Step #1 — Establish a steady airflow
The first thing is to establish a stream of air than you can then play with, with your tongue, and figure out what works to get the flutter.
As trumpeters, establishing a proper diaghram airflow should be second nature. We should put a little more air into our R’s than we normally do.
Step #2 — Stick your completely relaxed tongue up on the ridge behind your front teeth
The next step is to stick the tip of your completely relaxed tongue up onto the ridge behind your front teeth.
Push the tip of your tongue up and forward and then completely relax it so that the air can go over it.
Again, do not curl your tongue back as you would with the American R.
Practice making the airstream and then flick the tongue up into it. It is very important to make sure that the tongue is completely relaxed.
If you’re still getting stuck, you probably have too much tension in your tongue. You can’t try too hard. That’s the biggest mistake — it doesn’t work.
With time you will learn to separate and control the airflow from the fluttering of the tongue. This is exactly how wind instruments work.
Make sure you don’t have a scoop in your tongue while you stick it up. It needs to be flat.
If you have trouble with it don’t worry, it takes practice but you’ll soon be able to separate the flutter from the airstream and vary the airstream if you keep at it.

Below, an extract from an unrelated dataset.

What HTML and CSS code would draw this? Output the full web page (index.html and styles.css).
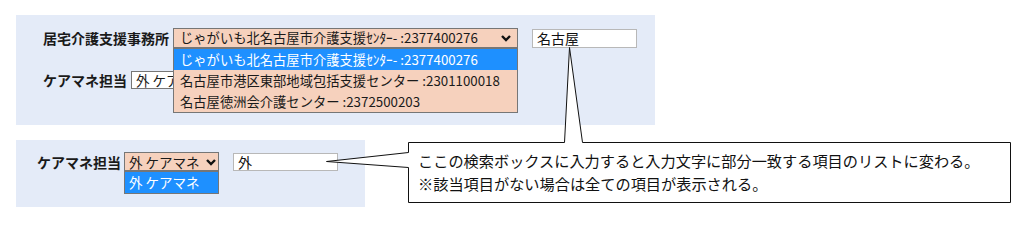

I recommend doing step #1 and #2 away from the trumpet several times until you are able to get that flutter tongue going. Once that happens you are ready to try it on the trumpet.
Top 2 benefits you’ll get from flutter tonguing on the trumpet
Benefit #1 — It will help you control your airspeed better
If you tried flutter tounging in the steps above, you will have heard than when you are flutter tounging, there are not gaps anywhere, and the flutter tounging is consistent among various notes.
That is the aim, that is where we want to get to with our normal trumpet playing.
At first you may need to play forte dynamic — literally, a little loud — but once you are able to do that, I encourage you to get softer and softer.
This soft flutter tongue is going to help up control our airspeed so that it remains very steady all the time.
Sometimes with students, especially younger beginners, as they go higher and lower on the range, they vary their airspeed. But if they work on flutter tonguing, that will ensure that their airspeed is very steady and constant.
If the notes are cutting out, or the flutter tounging is cutting out, it means that the airflow isn’t supporing it. You need to make sure there is a steady airstream moving in a forward direction, and at a fast speed.
Alternate between playing notes and flutter tounging those same notes in succession to get the most out of flutter tounging.
Benefit #2 — It will help you with single articulation for tongue placement
Another added benefit of flutter tonguing is that it will aid us in producing the correct tongue placement for single articulation.
Let me explain…
Remember how we said that our tongue is going to strike behind our teeth, at the top of the teeth where the gums meet the teeth?
Because the tip of the tongue goes right behind the top of our teeth, it is impossible to flutter tongue through your teeth.
So if you are a student and you are still tounging through your teeth, you want to introduce flutter tounging to your daily practice.
It may be frustrating for you at first, but I encourage you to stick with it. Over the course of several weeks, your tounging will improve significantly.
You can also add simple single articulation exercises to flutter tounging because where our tongue flutters is the most natural place for the tongue to strike during single tounging.
Flutter tonguing can wear out your chops
It is important to remember that flutter tounging can wear out your chops if you do it too much.
I recommend only doing it about 5 minutes in each practice session, just once a day. You can, however, do much of it, if you do it just on air without the trumpet.